In developing its interpretation of the statute, the Court adopted a pragmatic approach that went beyond the nuances of statutory construction or reliance on the laws of the various states regarding when a mortgage is extinguished or merged. Instead, it laid down a clear line of demarcation. Before there has been a foreclosure sale, the debtor may deaccelerate the debt and resume payments under the mortgage; *682once the sale occurs, the creditor is no longer the holder of a claim which may be restored to its original terms.
It may be argued that the Sixth Circuit intended to say only that when a foreclosure sale has occurred the claim is no longer one secured by real property that is the debtor’s principal residence on which the last payment is due after the termination of the debtor’s plan. Under this interpretation, the decision might be limited to Chapter 13 cases, as the deacceleration provision in Chapter 11, § 1124(2), allows a debtor to cure a pre-petition default and restore an accelerated claim to its original maturity without regard to whether the debt is secured by the debtor’s residence or when the last payment is due.2
However, we feel that the opinion can be interpreted more broadly to mean that once a foreclosure sale has occurred, the purchaser is simply not the holder of a claim3 at all, as that term is defined in the Bankruptcy Code Section 101(4):
(4) “claim” means—
(A) right to payment, whether or not such right is reduced to judgment, liquidated, unliquidated, fixed, contingent, matured, unmatured, disputed, undisputed, legal, equitable, secured, or unsecured; or
(B) right to an equitable remedy for breach of performance if such breach gives rise to a right to payment, whether or not such right to an equitable remedy is reduced to judgment, fixed, contingent, matured, unmatured, disputed, undisputed, secured, or unsecured.
The purchaser at a foreclosure sale enters into no contract or any other transaction with the debtor which would give the former a “right to payment” from the latter. Neither does the purchaser have a right to an “equitable remedy for breach of performance” as that term is defined above, as the only breach occurred prior to the sale. The purchaser at the sale, even if it is the mortgagee, has no right to payment; it has equitable title which will ripen into full legal title unless the redemption price is paid, but the purchaser cannot demand payment from the mortgagor. Thus, the purchaser’s rights are not subject to modification under § 1124(2).

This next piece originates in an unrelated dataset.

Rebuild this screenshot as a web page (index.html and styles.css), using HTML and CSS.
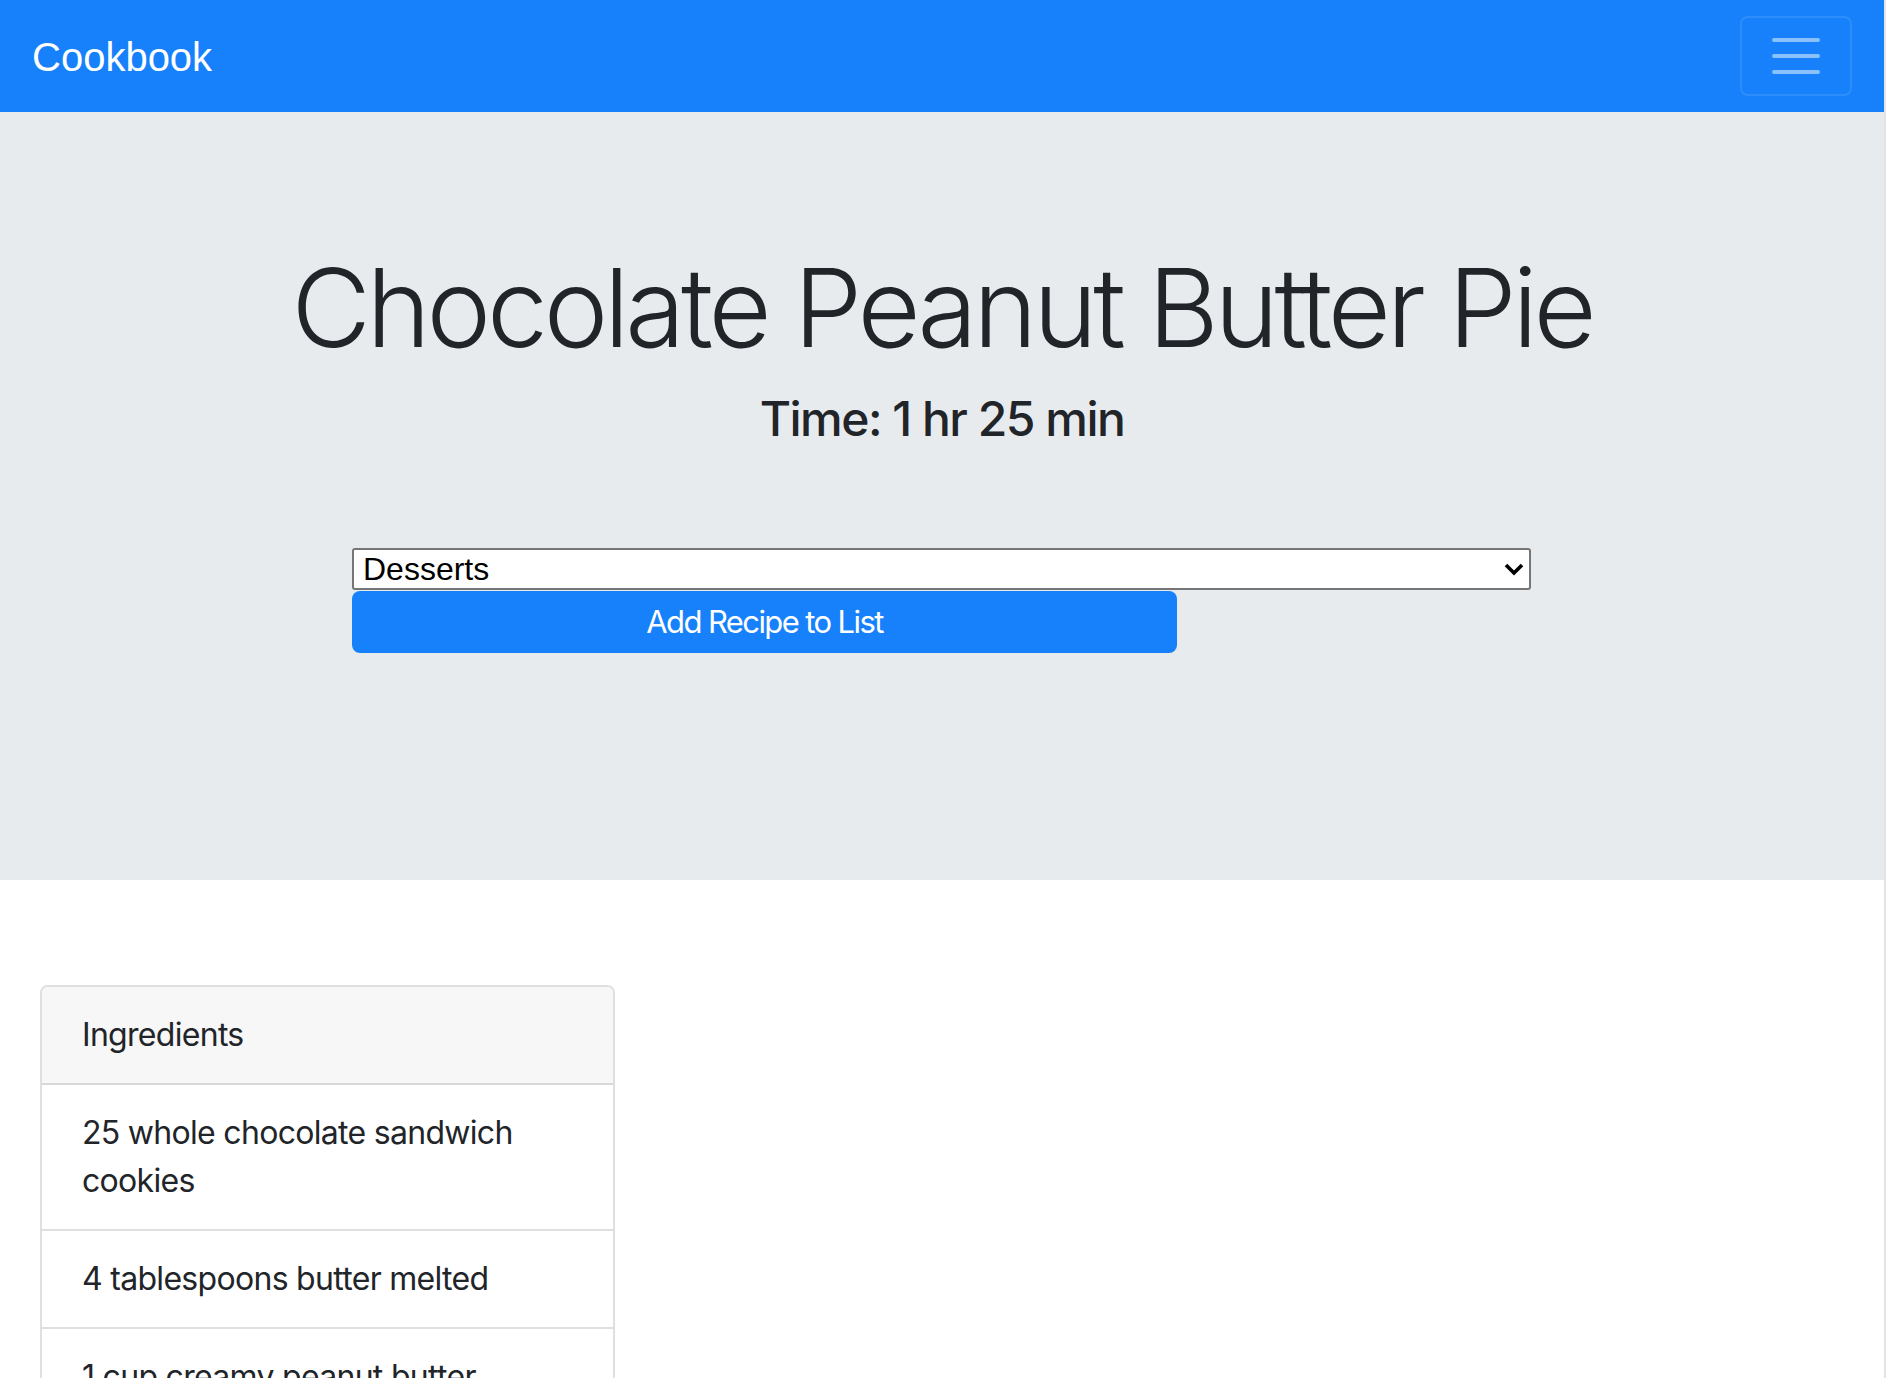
FILE: index.html
```html
<!DOCTYPE html>
<html lang="en">
<head>
<meta charset="utf-8">
<title>Cookbook</title>
<link rel="stylesheet" href="styles.css">
</head>
<body>
<div class="page">
  <nav class="navbar">
    <a class="brand" href="#">Cookbook</a>
    <button class="toggler" type="button" aria-label="Toggle navigation">
      <svg class="toggler-icon" width="60" height="60" viewBox="0 0 30 30"><path d="M4 7h22M4 15h22M4 23h22" stroke="rgba(255,255,255,0.5)" stroke-width="2" stroke-linecap="round" fill="none"/></svg>
    </button>
  </nav>
  <header class="jumbotron">
    <h1 class="title">Chocolate Peanut Butter Pie</h1>
    <h4 class="time">Time: 1 hr 25 min</h4>
    <form class="recipe-form">
      <div class="select-wrap">
        <select class="category">
          <option>Desserts</option>
          <option>Dinner</option>
          <option>Breakfast</option>
        </select>
        <svg class="chevron" width="22" height="16" viewBox="0 0 22 16"><path d="M3 4l8 8 8-8" stroke="#000" stroke-width="3.6" fill="none"/></svg>
      </div>
      <button class="add-btn" type="button">Add Recipe to List</button>
    </form>
  </header>
  <main class="content">
    <div class="card">
      <div class="card-header">Ingredients</div>
      <ul class="list">
        <li class="item">25 whole chocolate sandwich cookies</li>
        <li class="item">4 tablespoons butter melted</li>
        <li class="item">1 cup creamy peanut butter</li>
        <li class="item">8 ounces cream cheese softened</li>
        <li class="item">1 cup powdered sugar</li>
      </ul>
    </div>
  </main>
</div>
</body>
</html>
```
FILE: styles.css
```css
html {
  background: #e4e4e4;
}
body {
  margin: 0;
  font-family: Inter, "Noto Sans", sans-serif;
  color: #212529;
}
.page {
  margin-right: 2px;
  background: #ffffff;
  min-height: 1378px;
}
.navbar {
  display: flex;
  justify-content: space-between;
  align-items: center;
  background: #1681fb;
  padding: 16px 32px;
  height: 80px;
}
.brand {
  font-family: "Liberation Sans", Arial, sans-serif;
  font-size: 40px;
  line-height: 60px;
  padding: 11px 0 9px;
  color: #ffffff;
  text-decoration: none;
}
.toggler {
  width: 112px;
  height: 80px;
  padding: 8px 24px;
  background: transparent;
  border: 2px solid rgba(255, 255, 255, 0.1);
  border-radius: 8px;
  display: flex;
  align-items: center;
  justify-content: center;
}
.toggler-icon {
  display: block;
}
.jumbotron {
  background: #e8ebee;
  padding: 128px 64px 227px;
}
.title {
  font-weight: 300;
  font-size: 109px;
  line-height: 134px;
  margin: 0 0 16px;
  text-align: center;
  letter-spacing: -4.2px;
}
.time {
  font-weight: 500;
  font-size: 48px;
  line-height: 1.2;
  margin: 0;
  text-align: center;
  letter-spacing: -1.5px;
}
.recipe-form {
  margin: 100px 0 0 288px;
  display: flex;
  flex-direction: column;
  align-items: flex-start;
}
.select-wrap {
  position: relative;
  width: 1179px;
  height: 42px;
}
.category {
  appearance: none;
  -webkit-appearance: none;
  display: block;
  box-sizing: border-box;
  width: 100%;
  height: 42px;
  margin: 0;
  padding: 0 40px 0 9px;
  border: 2px solid #767676;
  border-radius: 3px;
  background: #ffffff;
  color: #000000;
  font-family: "Liberation Sans", Arial, sans-serif;
  font-size: 32px;
}
.chevron {
  position: absolute;
  right: 6px;
  top: 13px;
  pointer-events: none;
}
.add-btn {
  width: 825px;
  height: 62px;
  margin-top: 1px;
  border: none;
  border-radius: 8px;
  background: #1681fb;
  color: #ffffff;
  font-family: Inter, "Noto Sans", sans-serif;
  font-size: 31px;
  letter-spacing: -1.6px;
}
.content {
  padding: 105px 0 0 40px;
}
.card {
  width: 575px;
  box-sizing: border-box;
  border: 2px solid rgba(0, 0, 0, 0.125);
  border-radius: 8px;
  background: #ffffff;
  font-size: 32px;
  line-height: 48px;
  letter-spacing: -0.7px;
  overflow: hidden;
}
.card-header {
  background: #f7f7f7;
  padding: 24px 40px;
  border-bottom: 2px solid rgba(0, 0, 0, 0.125);
}
.list {
  list-style: none;
  margin: 0;
  padding: 0;
}
.item {
  padding: 24px 40px;
  border-bottom: 2px solid rgba(0, 0, 0, 0.125);
}
.item:last-child {
  border-bottom: none;
}
```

The above analysis is consistent with the approach utilized in Glenn. The Sixth Circuit intended to establish a bright line by which the mortgagor, mortgagee and pur*683chaser can easily determine which claims may be deaccelerated and which may not. For the reasons stated on pp. 1435-36 of that opinion it held that the foreclosure sale was best suited as the appropriate event to cut off the debtor’s right to deac-celerate. We see no reason why the same bright line should not also be applied in Chapter 11 cases, and the tenor of the Sixth Circuit’s opinion makes us confident that had it been faced with this issue, it would have reached the same conclusion.
*682(A) with respect to a claim, the allowed amount of such claim; or
*683In the present case the foreclosure sale occurred well before the petition for relief and the redemption period would have expired but for the preliminary injunction entered by this Court pending resolution of this question of law. Accordingly, we hold that there is no claim or interest in the property which is subject to deacceleration under § 1124(2).
Finally, even though § 1322(b) and § 1124 speak to similar substantive rights of a chapter debtor, those rights cannot be read in a vacuum. So long as a right cognizable by state law exists in some property, then it can be argued that the debtor has the right to modify liens thereon. However, the plaintiff’s argument does not address the context in which a Chapter 11 debtor frequently finds himself upon the filing or attempted confirmation of a Chapter 11 plan. As in the case at bar, although a debtor may have the theoretical right to cure a default and deaccel-erate a secured claim, that theoretical right exists only so long as the debtor has an interest in the property. As is now firmly established by Glenn, § 362(a) effectuates no tolling of the redemption period, and § 105 is unavailable as an alternative. Extension of the redemption can be no greater than that permitted by § 108(b), absent exceptional circumstances. Therefore, in most cases where the foreclosure sale precedes the filing of the bankruptcy case, the statutory right of redemption will expire prior to the hearing on confirmation of a plan, be it in a Chapter 13 or a Chapter 11 case. At the time the proposed order confirming the plan is likely to be considered, there would be no interest left in the property in question to serve as a predicate for the deacceleration relief requested. To a large extent, this rationale folds over into the previous one, in that upon the finalization of the foreclosure sale, no “secured claim” exists. No matter how termed, the debtor’s theoretical right to deaccelerate the secured claim ceases to have any practical utility when the secured claim ceases to exist. In this case, that means at the time the foreclosure sale is completed. In re James, supra; Dunitz v. Woodford Apartments Co., supra.
For these reasons, the Court will enter an order denying the plaintiff’s request for a preliminary injunction. This order shall supersede the Court’s order of January 25, 1985 and shall indeed vacate it.